** MATERIAL **
[Start]

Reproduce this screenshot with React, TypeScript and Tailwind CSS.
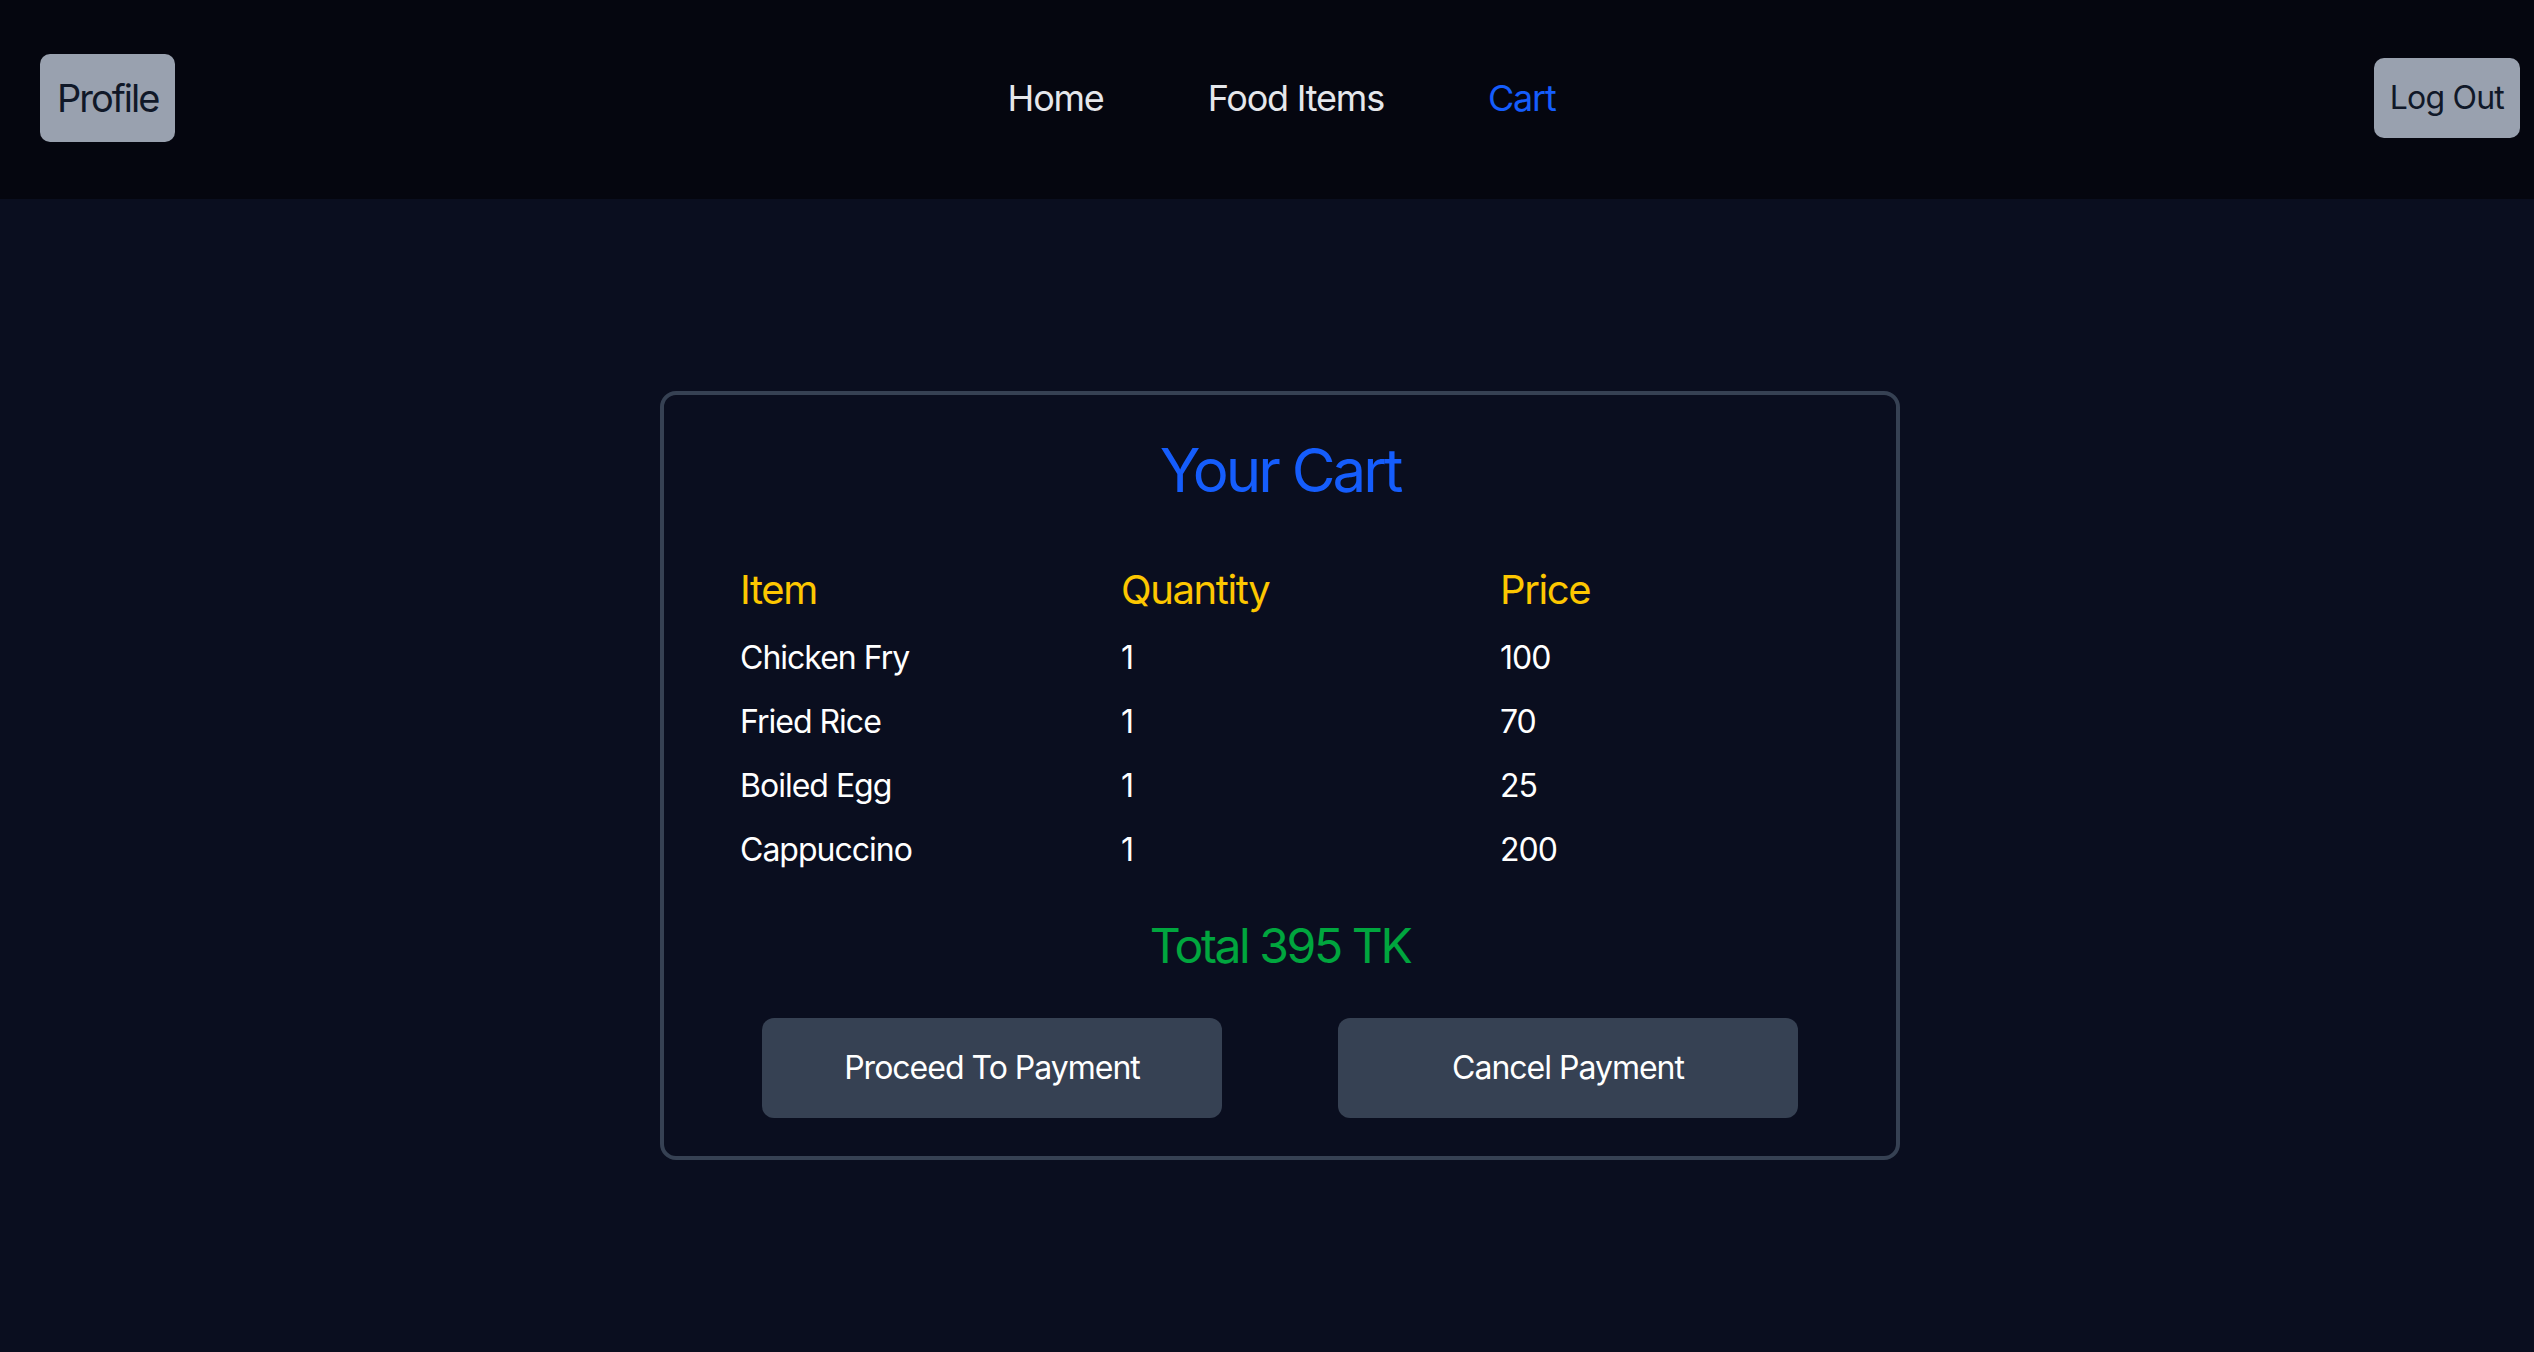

[End]
[Start]

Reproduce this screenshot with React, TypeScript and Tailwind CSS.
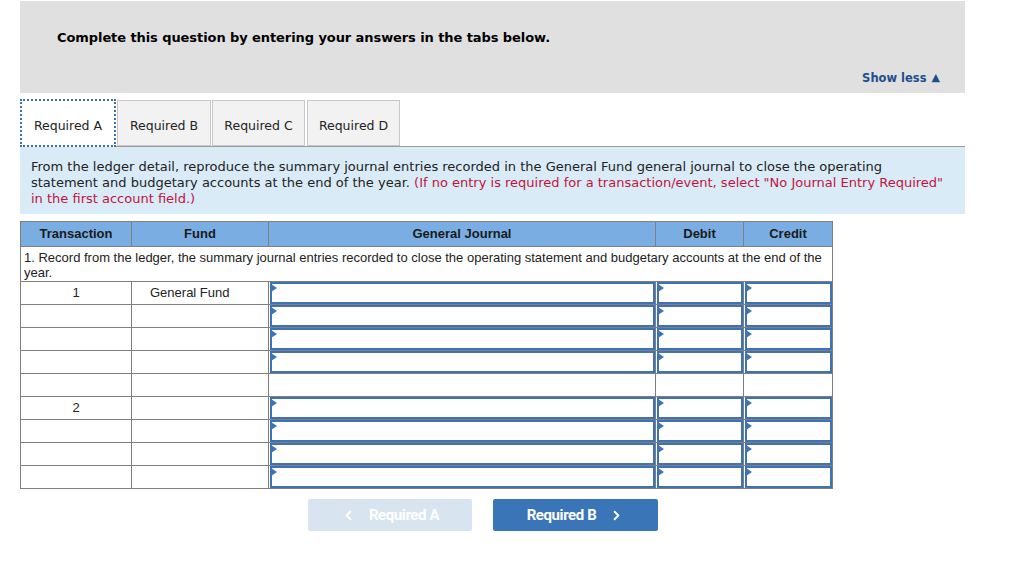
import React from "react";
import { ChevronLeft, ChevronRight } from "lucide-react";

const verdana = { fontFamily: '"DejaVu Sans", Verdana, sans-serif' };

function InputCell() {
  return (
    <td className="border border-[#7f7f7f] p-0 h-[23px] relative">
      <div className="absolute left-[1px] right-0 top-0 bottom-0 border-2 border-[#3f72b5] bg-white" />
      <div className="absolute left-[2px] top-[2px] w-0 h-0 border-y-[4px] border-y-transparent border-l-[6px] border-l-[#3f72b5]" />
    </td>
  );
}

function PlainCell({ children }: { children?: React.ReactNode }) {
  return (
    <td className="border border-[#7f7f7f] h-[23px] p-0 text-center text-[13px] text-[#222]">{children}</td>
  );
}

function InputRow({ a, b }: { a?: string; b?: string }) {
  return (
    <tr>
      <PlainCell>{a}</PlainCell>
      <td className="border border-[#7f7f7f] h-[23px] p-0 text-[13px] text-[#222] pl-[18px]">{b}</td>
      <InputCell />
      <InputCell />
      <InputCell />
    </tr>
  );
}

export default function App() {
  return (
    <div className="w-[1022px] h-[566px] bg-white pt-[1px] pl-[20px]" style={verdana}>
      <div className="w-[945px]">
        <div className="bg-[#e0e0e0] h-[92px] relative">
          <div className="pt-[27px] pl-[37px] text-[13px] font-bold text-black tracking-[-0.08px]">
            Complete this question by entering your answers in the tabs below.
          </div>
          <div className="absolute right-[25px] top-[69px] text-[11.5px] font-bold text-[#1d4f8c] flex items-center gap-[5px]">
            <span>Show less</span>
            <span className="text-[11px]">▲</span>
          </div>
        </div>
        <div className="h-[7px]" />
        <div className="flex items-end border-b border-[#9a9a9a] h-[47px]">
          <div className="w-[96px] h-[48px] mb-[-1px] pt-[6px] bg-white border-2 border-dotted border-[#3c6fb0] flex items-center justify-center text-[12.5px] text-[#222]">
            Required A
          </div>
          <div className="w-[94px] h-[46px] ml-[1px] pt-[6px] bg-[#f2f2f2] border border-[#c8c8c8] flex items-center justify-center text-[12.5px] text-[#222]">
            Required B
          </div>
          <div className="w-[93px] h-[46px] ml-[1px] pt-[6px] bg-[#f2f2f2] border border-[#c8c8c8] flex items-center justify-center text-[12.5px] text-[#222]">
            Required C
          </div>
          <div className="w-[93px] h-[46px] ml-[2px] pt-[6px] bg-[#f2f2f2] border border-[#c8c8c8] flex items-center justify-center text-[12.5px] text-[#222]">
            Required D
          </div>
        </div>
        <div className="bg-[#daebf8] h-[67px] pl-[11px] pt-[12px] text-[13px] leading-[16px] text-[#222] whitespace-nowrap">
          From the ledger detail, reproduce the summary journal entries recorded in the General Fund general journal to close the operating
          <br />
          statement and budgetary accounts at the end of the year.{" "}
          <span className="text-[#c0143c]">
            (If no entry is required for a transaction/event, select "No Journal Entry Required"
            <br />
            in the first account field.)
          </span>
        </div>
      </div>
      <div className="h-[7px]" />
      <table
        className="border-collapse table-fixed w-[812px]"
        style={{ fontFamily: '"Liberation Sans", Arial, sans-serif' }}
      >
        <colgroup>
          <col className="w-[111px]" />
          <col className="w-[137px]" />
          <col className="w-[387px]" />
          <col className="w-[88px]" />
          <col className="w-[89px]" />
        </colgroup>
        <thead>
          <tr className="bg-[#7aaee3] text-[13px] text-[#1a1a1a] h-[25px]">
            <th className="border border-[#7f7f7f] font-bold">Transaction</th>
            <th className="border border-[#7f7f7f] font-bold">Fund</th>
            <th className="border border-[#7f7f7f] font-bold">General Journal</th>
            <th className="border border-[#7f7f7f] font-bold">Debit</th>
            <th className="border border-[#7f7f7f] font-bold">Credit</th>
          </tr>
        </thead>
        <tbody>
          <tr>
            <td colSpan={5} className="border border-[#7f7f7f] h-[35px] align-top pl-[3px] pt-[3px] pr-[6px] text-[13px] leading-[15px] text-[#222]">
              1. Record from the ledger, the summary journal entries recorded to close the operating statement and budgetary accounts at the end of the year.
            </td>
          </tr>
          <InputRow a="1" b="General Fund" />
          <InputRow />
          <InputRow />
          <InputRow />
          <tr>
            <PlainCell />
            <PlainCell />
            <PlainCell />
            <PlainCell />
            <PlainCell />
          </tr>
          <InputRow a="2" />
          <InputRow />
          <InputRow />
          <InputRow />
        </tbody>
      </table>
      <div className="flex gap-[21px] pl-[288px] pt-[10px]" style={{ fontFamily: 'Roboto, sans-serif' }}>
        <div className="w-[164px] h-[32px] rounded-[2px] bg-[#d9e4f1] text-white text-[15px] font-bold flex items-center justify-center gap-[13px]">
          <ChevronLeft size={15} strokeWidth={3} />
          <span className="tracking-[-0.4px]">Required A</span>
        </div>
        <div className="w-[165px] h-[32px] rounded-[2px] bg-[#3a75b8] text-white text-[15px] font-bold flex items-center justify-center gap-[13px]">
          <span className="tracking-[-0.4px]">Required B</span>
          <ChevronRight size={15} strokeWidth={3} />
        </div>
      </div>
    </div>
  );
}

[End]
[Start]

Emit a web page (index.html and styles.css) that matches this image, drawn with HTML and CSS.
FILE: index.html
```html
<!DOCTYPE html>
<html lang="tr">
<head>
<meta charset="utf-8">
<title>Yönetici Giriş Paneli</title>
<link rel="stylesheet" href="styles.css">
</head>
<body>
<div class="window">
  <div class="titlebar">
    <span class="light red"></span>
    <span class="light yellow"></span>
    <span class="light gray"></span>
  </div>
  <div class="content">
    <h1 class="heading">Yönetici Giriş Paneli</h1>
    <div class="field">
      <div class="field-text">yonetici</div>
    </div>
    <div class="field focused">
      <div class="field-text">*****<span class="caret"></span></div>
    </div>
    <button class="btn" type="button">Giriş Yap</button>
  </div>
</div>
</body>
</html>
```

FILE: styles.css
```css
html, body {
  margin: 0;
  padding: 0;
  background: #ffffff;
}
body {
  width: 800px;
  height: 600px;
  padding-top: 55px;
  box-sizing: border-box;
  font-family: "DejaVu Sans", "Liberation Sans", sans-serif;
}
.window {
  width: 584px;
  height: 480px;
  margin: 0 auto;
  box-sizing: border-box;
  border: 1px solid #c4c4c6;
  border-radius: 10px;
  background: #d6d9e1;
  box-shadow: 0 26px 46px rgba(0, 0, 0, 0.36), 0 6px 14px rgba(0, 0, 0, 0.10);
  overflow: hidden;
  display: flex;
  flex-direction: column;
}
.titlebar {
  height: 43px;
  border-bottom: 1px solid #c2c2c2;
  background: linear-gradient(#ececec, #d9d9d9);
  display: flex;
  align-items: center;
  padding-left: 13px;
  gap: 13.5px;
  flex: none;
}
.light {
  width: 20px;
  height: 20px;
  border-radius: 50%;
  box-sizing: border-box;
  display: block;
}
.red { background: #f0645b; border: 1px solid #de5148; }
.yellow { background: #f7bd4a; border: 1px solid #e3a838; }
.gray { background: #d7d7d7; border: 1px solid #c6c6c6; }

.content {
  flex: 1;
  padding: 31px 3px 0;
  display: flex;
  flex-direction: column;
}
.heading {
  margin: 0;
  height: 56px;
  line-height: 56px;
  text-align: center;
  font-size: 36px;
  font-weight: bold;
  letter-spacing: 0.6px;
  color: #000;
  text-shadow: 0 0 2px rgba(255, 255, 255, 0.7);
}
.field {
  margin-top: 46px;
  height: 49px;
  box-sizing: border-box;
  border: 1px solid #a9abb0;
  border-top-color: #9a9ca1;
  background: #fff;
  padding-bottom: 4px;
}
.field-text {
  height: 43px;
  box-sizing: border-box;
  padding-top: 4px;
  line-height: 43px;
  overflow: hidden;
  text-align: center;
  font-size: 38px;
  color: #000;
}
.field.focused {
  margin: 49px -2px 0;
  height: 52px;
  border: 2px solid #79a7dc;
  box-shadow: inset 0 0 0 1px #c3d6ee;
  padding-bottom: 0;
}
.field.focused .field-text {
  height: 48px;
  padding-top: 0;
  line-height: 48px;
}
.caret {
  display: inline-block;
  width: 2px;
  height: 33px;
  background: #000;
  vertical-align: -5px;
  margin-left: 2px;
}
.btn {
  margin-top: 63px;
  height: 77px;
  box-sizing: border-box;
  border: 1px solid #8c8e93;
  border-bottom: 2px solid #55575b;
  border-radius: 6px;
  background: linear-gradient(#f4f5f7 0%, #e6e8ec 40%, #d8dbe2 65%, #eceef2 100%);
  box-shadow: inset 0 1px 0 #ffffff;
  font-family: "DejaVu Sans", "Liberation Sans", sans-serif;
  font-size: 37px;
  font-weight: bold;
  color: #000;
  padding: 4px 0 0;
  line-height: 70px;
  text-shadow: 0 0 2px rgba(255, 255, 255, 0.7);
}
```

[End]

Find out how many lines in the listing contain the string "index". Give the number alone.

** CORRECT RESULT **
2